Two other parts of the financial structure are also key here. UCSF has been a leader in national research grant awards for 16 years, collecting nearly $200 million a year. But those funds are restricted to supporting specific research projects that require seed money to start. And, at the same time, caring for the poor and uninsured is expensive -- UCSF alone absorbs $66 million every year in unreimbursed care.
So, hit by all sides, medical schools across the country have rushed to reconfigure their hospitals. For a while, expanding to bring in more patients seemed to be the order of the day. Stanford joined physician groups in Menlo Park and Redwood City. UCSF merged with Mount Zion Hospital in 1990. But that move was made just as the new cost controls under managed care were really beginning to hit home, and now Mount Zion is only about half occupied; it's losing $23 million a year.
On a gray afternoon last November, the Health Services Subcommittee of the Board of Regents sat in the basement of UCSF's Laurel Heights campus and listened to a series of union representatives, employees, physicians, and business folk heap praise or scorn on the UCSF-Stanford merger plan.
For at least six months beforehand, the various unions representing employees at UCSF -- the largest employer in the city outside of the municipal government -- had fought the deal, allied as something called the Coalition of Unions Representing the Employees of UCSF. They had picketed, protested, and taken out full-page advertisements in the New York Times.

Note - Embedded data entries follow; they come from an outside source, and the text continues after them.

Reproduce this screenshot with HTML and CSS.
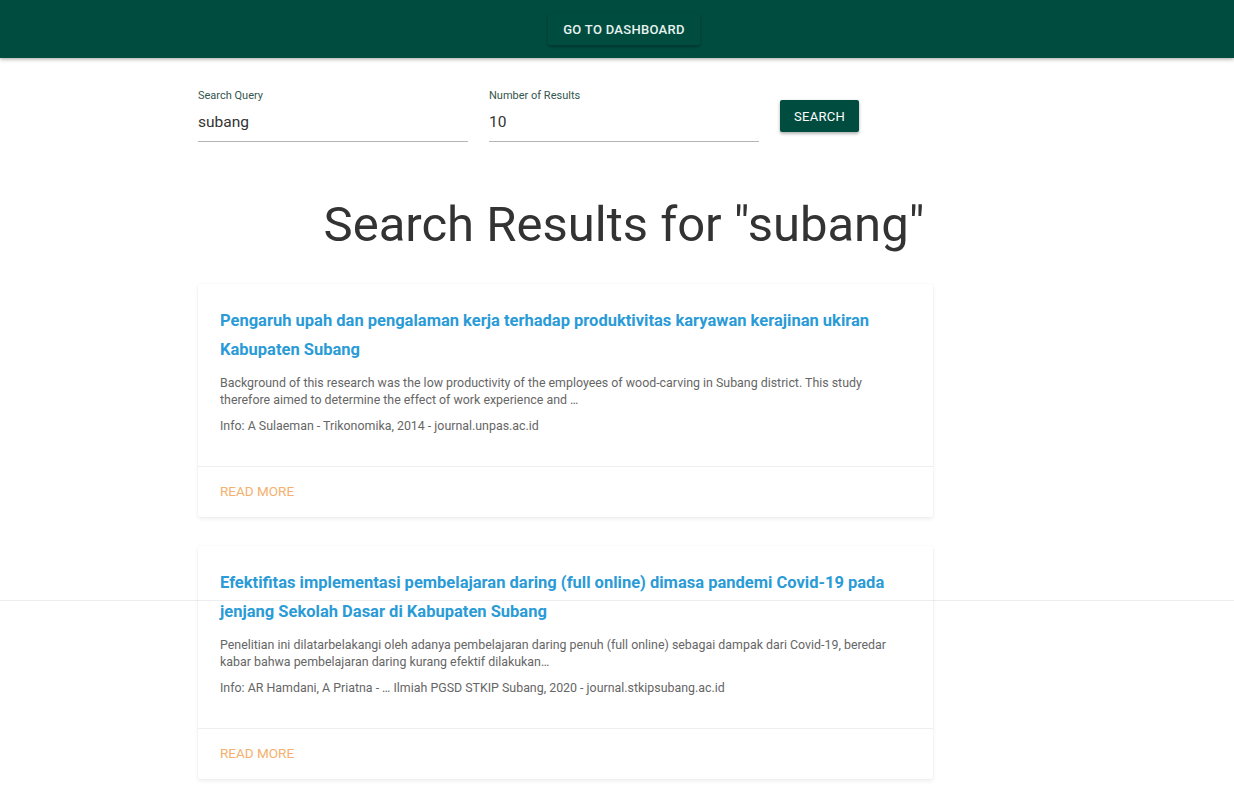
FILE: index.html
```html
<!DOCTYPE html>
<html>
<head>
<meta charset="utf-8">
<link rel="stylesheet" href="styles.css">
</head>
<body>
<header class="nav">
  <a class="btn nav-btn" href="#">GO TO DASHBOARD</a>
</header>
<main class="page">
  <form class="container search-form">
    <div class="field">
      <label>Search Query</label>
      <div class="input">subang</div>
    </div>
    <div class="field">
      <label>Number of Results</label>
      <div class="input">10</div>
    </div>
    <button class="btn search-btn" type="button">SEARCH</button>
  </form>
  <h2 class="title">Search Results for "subang"</h2>
  <div class="container results">
    <div class="card">
      <div class="card-content">
        <h3 class="card-title">Pengaruh upah dan pengalaman kerja terhadap produktivitas karyawan kerajinan ukiran Kabupaten Subang</h3>
        <p class="snippet">Background of this research was the low productivity of the employees of wood-carving in Subang district. This study therefore aimed to determine the effect of work experience and …</p>
        <p class="info">Info: A Sulaeman - Trikonomika, 2014 - journal.unpas.ac.id</p>
      </div>
      <div class="card-action"><a href="#">READ MORE</a></div>
    </div>
    <div class="card">
      <div class="card-content">
        <h3 class="card-title">Efektifitas implementasi pembelajaran daring (full online) dimasa pandemi Covid-19 pada jenjang Sekolah Dasar di Kabupaten Subang</h3>
        <p class="snippet">Penelitian ini dilatarbelakangi oleh adanya pembelajaran daring penuh (full online) sebagai dampak dari Covid-19, beredar kabar bahwa pembelajaran daring kurang efektif dilakukan…</p>
        <p class="info">Info: AR Hamdani, A Priatna - … Ilmiah PGSD STKIP Subang, 2020 - journal.stkipsubang.ac.id</p>
      </div>
      <div class="card-action"><a href="#">READ MORE</a></div>
    </div>
  </div>
</main>
<div class="seam"></div>
</body>
</html>
```
FILE: styles.css
```css
* { box-sizing: border-box; }
html, body { margin: 0; padding: 0; background: #fff; }
body { font-family: Roboto, "Liberation Sans", sans-serif; color: #333; overflow: hidden; height: 794px; position: relative; }

.nav {
  height: 58px;
  background: #004d40;
  display: flex;
  justify-content: center;
  align-items: center;
  padding-left: 14px;
  box-shadow: 0 2px 4px rgba(0,0,0,0.2), 0 1px 2px rgba(0,0,0,0.12);
}
.btn {
  display: inline-flex;
  align-items: center;
  justify-content: center;
  background: #004d40;
  color: #fff;
  text-decoration: none;
  border: none;
  border-radius: 2px;
  font-family: Roboto, "Liberation Sans", sans-serif;
  letter-spacing: 0.3px;
  box-shadow: 0 2px 3px rgba(0,0,0,0.22), 0 1px 4px rgba(0,0,0,0.12);
}
.nav-btn {
  height: 32px;
  padding: 0 15px;
  font-size: 13px;
  font-weight: 500;
  color: #e8f3f0;
}

.container { width: 735px; margin-left: 198px; }

.search-form {
  display: flex;
  align-items: flex-start;
  gap: 21px;
  margin-top: 31px;
}
.field { width: 270px; }
.field label {
  display: block;
  font-size: 11px;
  color: #33564d;
  line-height: 13px;
}
.input {
  font-size: 15.5px;
  color: #333;
  line-height: 20px;
  margin-top: 10px;
  padding-bottom: 9px;
  border-bottom: 1px solid #b5b5b5;
}
.search-btn {
  margin-top: 11px;
  height: 32px;
  padding: 0 14px;
  font-size: 13px;
  font-weight: 400;
  cursor: pointer;
}

.title {
  margin: 51px 0 0 0;
  text-align: center;
  font-weight: 400;
  font-size: 49px;
  line-height: 64px;
  color: #333;
  padding-left: 14px;
  white-space: nowrap;
}

.results { margin-top: 27px; display: flex; flex-direction: column; gap: 29px; }
.card {
  background: #fff;
  border-radius: 2px;
  box-shadow: 0 2px 4px rgba(0,0,0,0.07), 0 0 2px rgba(0,0,0,0.06);
}
.card-content { padding: 22px 22px 31px 22px; }
.card-title {
  margin: 0;
  font-size: 16.5px;
  font-weight: 700;
  line-height: 29px;
  color: #2a9bd6;
}
.snippet {
  margin: 10px 0 0 0;
  font-size: 12.4px;
  line-height: 17px;
  color: #666;
}
.info {
  margin: 9px 0 0 0;
  font-size: 12.4px;
  line-height: 17px;
  color: #666;
}
.card-action {
  border-top: 1px solid #eee;
  height: 51px;
  display: flex;
  align-items: center;
  padding: 0 22px;
  margin-top: 1px;
}
.card-action a {
  font-size: 13.5px;
  color: #f5b06e;
  text-decoration: none;
  margin-top: -3px;
}
.seam {
  position: absolute;
  left: 0; right: 0;
  top: 600px;
  height: 1px;
  background: rgba(0,0,0,0.07);
}
```
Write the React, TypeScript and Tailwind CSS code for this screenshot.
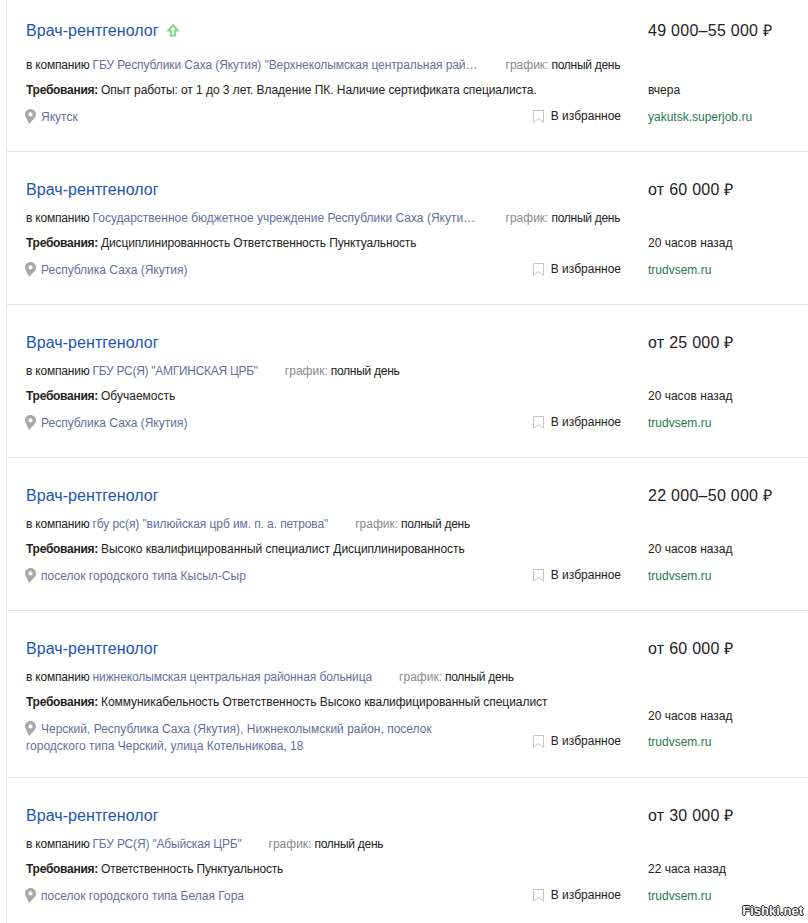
const jobs = [
  { first: true, salary: "49 000–55 000 ₽", companyCls: "tracking-[-0.09px]", reqCls: "tracking-[-0.055px]", company: 'ГБУ Республики Саха (Якутия) "Верхнеколымская центральная районная больница"', req: "Опыт работы: от 1 до 3 лет. Владение ПК. Наличие сертификата специалиста.", loc: "Якутск", date: "вчера", src: "yakutsk.superjob.ru" },
  { salary: "от 60 000 ₽", companyCls: "", reqCls: "tracking-[-0.14px]", company: "Государственное бюджетное учреждение Республики Саха (Якутия) центральная больница", req: "Дисциплинированность Ответственность Пунктуальность", loc: "Республика Саха (Якутия)", date: "20 часов назад", src: "trudvsem.ru" },
  { salary: "от 25 000 ₽", companyCls: "tracking-[-0.28px]", reqCls: "", company: 'ГБУ РС(Я) "АМГИНСКАЯ ЦРБ"', req: "Обучаемость", loc: "Республика Саха (Якутия)", date: "20 часов назад", src: "trudvsem.ru" },
  { salary: "22 000–50 000 ₽", companyCls: "tracking-[-0.09px]", reqCls: "tracking-[-0.02px]", company: 'гбу рс(я) "вилюйская црб им. п. а. петрова"', req: "Высоко квалифицированный специалист Дисциплинированность", loc: "поселок городского типа Кысыл-Сыр", date: "20 часов назад", src: "trudvsem.ru" },
  { tall: true, salary: "от 60 000 ₽", companyCls: "tracking-[-0.09px]", reqCls: "tracking-[-0.055px]", company: "нижнеколымская центральная районная больница", req: "Коммуникабельность Ответственность Высоко квалифицированный специалист", loc: "Черский, Республика Саха (Якутия), Нижнеколымский район, поселок городского типа Черский, улица Котельникова, 18", date: "20 часов назад", src: "trudvsem.ru" },
  { salary: "от 30 000 ₽", companyCls: "tracking-[-0.17px]", reqCls: "tracking-[-0.17px]", company: 'ГБУ РС(Я) "Абыйская ЦРБ"', req: "Ответственность Пунктуальность", loc: "поселок городского типа Белая Гора", date: "22 часа назад", src: "trudvsem.ru" },
];

function Pin() {
  return (
    <svg width="11" height="15" viewBox="0 0 11 15" className="float-left -ml-px mr-[5px]">
      <path fillRule="evenodd" fill="#a8a8a8" d="M5.5 0C2.5 0 0 2.3 0 5.3c0 1.5.6 2.6 1.3 3.7L4 15l5.7-6c.8-1.1 1.3-2.2 1.3-3.7C11 2.3 8.5 0 5.5 0zm0 3.3a2.1 2.1 0 1 1 0 4.2 2.1 2.1 0 0 1 0-4.2z" />
    </svg>
  );
}

function Bookmark() {
  return (
    <svg width="11" height="13" viewBox="0 0 11 13" className="shrink-0">
      <path d="M.5.5h10v11.8L5.5 8.6.5 12.3z" fill="none" stroke="#c4c4c4" />
    </svg>
  );
}

function UpArrow() {
  return (
    <svg width="12" height="13" viewBox="0 0 12 13">
      <path d="M6 1.2 11 6.6H8.2v5H3.8v-5H1z" fill="none" stroke="#7fdc85" strokeWidth="2" />
    </svg>
  );
}

export default function App() {
  return (
    <div className="relative h-[923px] w-[808px] overflow-hidden bg-white font-['Liberation_Sans',Arial,sans-serif] text-[12px] text-[#222]">
      <div className="ml-[6px] border-l border-[#e4e4e4]">
        {jobs.map((j, i) => (
          <div key={i} className={`flex border-b border-[#e4e4e4] pl-[19px] ${j.first ? "pt-[19px]" : "pt-[26px]"} ${j.tall ? "pb-[22px]" : "pb-[25px]"}`}>
            <div className="w-[595px] shrink-0">
              <div className="flex h-[22px] items-center gap-[8px]">
                <a className="pt-[2px] text-[16px] tracking-[0.06px] text-[#1c55b5]">Врач-рентгенолог</a>
                {j.first && <UpArrow />}
              </div>
              <div className={`flex h-5 items-center whitespace-nowrap pt-[2px] ${j.first ? "mt-[13px]" : "mt-[7px]"}`}>
                <span className="mr-[3px] tracking-[-0.2px]">в компанию</span>
                <a className={`block max-w-[386px] truncate text-[#646f9c] ${j.companyCls}`}>{j.company}</a>
                <span className="ml-[27px] text-[#8a8a8a]">график:</span>
                <span className="ml-[3px] tracking-[-0.27px]">полный день</span>
              </div>
              <div className="mt-[5px] flex h-5 items-center whitespace-nowrap pt-[2px]">
                <b className="mr-[3px] font-bold tracking-[-0.27px]">Требования:</b>
                <span className={j.reqCls}>{j.req}</span>
              </div>
              <div className="mt-[7px] flex justify-between">
                <div className="w-[420px] pt-[3px] leading-[17px] text-[#646f9c]">
                  <Pin />
                  {j.loc}
                </div>
                <div className={`flex h-5 items-center gap-[7px] ${j.tall ? "mt-[13px]" : ""}`}>
                  <Bookmark />
                  <span>В избранное</span>
                </div>
              </div>
            </div>
            <div className="ml-[27px] flex flex-1 flex-col justify-between">
              <div className="flex h-[22px] items-center pt-[2px] text-[16px] tracking-[0.27px] text-[#222]">{j.salary}</div>
              <div className={j.tall ? "mb-[4px]" : ""}>
                <div className="flex h-5 items-center pt-[2px]">{j.date}</div>
                <div className={`flex h-5 items-center pt-[2px] text-[#1f7a4d] ${j.tall ? "mt-[6px]" : "mt-[7px]"}`}>{j.src}</div>
              </div>
            </div>
          </div>
        ))}
      </div>
      <div className="absolute bottom-[4px] right-[5px] text-[13px] font-bold leading-[16px] text-white [text-shadow:-1px_0_#222,1px_0_#222,0_-1px_#222,0_1px_#222]">
        Fishki.net
      </div>
    </div>
  );
}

UCSF officials had been blasted at every public hearing.
Now, at this meeting, which was assumed to be a cursory event leading to a foregone conclusion, the tension rose and fell with each speaker.
"Make your documents public," union leader Libby Sayre told the regents. "Take your case to the real owners of the university."

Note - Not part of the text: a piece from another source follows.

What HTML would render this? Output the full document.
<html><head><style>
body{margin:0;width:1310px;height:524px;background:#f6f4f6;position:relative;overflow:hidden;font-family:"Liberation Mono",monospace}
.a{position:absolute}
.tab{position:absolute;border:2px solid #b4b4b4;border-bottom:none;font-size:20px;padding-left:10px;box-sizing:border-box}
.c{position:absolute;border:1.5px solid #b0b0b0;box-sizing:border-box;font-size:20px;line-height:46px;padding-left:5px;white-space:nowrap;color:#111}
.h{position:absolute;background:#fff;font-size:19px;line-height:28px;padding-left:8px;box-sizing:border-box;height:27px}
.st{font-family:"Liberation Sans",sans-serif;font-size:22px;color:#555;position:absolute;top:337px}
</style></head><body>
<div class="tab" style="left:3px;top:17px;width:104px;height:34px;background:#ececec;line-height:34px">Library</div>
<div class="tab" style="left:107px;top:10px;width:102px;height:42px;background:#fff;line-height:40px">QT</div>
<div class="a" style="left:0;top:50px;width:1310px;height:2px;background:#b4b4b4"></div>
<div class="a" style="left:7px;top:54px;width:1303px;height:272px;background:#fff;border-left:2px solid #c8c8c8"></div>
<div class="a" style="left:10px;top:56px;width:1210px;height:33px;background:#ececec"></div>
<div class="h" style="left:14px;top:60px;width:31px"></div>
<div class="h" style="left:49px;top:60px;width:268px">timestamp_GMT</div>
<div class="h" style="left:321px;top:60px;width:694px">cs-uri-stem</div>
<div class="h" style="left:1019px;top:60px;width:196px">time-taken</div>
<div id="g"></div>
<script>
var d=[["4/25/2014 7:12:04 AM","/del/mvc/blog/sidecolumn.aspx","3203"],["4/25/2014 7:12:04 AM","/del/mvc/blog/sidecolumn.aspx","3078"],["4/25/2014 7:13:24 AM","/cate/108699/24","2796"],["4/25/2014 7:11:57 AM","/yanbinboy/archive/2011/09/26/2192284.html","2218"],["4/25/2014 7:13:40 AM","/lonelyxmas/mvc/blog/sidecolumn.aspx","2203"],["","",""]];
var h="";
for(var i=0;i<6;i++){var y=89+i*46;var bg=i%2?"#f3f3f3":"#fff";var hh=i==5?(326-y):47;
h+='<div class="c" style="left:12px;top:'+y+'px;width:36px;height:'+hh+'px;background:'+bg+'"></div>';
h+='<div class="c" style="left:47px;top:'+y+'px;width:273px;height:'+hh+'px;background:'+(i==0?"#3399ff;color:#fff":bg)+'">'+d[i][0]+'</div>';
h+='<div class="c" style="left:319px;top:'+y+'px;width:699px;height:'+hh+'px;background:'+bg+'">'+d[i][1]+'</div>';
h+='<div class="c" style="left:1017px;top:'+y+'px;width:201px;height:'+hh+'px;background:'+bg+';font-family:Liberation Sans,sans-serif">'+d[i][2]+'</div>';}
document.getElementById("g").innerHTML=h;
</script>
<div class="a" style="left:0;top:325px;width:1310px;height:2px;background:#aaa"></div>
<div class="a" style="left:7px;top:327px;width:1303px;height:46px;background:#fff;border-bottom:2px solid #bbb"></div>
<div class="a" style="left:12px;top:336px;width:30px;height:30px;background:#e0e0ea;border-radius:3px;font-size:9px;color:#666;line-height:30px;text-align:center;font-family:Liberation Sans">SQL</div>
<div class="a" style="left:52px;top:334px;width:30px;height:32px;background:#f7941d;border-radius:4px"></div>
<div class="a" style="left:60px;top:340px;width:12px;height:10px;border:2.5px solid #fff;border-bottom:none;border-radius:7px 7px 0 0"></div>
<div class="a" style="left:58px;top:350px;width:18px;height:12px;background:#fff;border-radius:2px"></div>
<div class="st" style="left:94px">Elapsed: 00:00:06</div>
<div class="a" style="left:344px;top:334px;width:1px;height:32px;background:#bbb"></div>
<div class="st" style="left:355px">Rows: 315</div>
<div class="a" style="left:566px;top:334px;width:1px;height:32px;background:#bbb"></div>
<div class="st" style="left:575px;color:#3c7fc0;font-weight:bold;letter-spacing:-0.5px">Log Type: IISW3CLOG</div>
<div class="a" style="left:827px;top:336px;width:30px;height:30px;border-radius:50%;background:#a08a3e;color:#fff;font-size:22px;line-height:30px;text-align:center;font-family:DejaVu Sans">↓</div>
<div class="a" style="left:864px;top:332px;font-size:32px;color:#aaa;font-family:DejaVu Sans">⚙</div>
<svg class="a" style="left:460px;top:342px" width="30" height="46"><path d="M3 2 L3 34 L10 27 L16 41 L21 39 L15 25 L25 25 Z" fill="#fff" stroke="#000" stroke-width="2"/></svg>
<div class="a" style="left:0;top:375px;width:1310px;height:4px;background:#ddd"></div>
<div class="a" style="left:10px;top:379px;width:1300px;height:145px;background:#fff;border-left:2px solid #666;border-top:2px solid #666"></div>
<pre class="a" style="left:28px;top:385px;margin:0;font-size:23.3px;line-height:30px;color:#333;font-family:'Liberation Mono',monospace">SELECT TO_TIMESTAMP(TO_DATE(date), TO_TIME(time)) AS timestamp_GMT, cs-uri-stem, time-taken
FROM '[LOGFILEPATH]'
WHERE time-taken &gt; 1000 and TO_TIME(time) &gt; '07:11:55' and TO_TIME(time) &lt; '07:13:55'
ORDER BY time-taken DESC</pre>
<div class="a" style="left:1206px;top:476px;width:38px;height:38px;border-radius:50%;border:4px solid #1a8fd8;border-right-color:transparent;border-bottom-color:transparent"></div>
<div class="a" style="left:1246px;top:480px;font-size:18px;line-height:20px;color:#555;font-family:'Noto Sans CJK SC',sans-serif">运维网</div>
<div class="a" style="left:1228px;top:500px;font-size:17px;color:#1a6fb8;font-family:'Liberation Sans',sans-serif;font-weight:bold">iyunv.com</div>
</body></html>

A small army of police officers -- videotaping the entire event -- hovered throughout the building, waiting for the place to erupt. And it did.
Union representatives, holding "citizen's arrest" warrants for regents accused of "stealing public assets," stormed police. The cops responded with a few real arrests for disorderly conduct. But the deal was done. The committee approved the merger, sending the matter forward for what was a sure vote from the full board.

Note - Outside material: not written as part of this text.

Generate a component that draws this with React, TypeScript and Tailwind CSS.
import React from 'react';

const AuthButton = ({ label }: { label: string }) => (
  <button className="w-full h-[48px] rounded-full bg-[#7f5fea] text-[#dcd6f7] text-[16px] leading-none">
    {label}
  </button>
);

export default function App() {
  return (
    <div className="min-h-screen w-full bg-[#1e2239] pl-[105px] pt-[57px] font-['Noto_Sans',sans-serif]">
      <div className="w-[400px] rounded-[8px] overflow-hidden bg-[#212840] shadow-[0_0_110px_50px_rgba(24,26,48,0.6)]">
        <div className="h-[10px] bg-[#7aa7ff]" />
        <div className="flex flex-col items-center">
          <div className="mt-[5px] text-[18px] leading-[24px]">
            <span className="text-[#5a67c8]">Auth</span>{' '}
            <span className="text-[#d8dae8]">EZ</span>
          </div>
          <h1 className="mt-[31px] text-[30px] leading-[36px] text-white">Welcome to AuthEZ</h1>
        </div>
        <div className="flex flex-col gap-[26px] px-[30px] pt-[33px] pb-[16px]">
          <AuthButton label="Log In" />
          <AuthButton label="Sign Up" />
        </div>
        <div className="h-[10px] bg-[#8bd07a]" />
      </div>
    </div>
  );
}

Why so sure? For the simple reason that, all along, UC's regents and Stanford's trustees shared a common motivation in coming together: fear.
The health care business in California, which leads the country in managed care, is volatile and uncertain. HMOs have joined to form powerhouses like Kaiser, Pacificare, and HealthNet that have the muscle to shop the competition and demand lower costs. Play their game, or you don't get their patients. At the same time, physicians and other hospitals have also consolidated, forming networks for their own survival.
The board of each university is terrified that its medical center will take down the rest of the institution with it. So they'd just as soon not be in the health care business right now, thank you.
Particularly not where business deals are a matter of public record.
"It's very difficult, in market-based planning, to respond with public scrutiny ... revealing all of your plans in advance," says UCSF Medical Centers Director William Kerr. "Competitors are able to move in a timely and competitive fashion. There have been times where we have talked with physician groups about joining and questions about the condition of the public university have come up. And they wouldn't join because of the lack of confidentiality."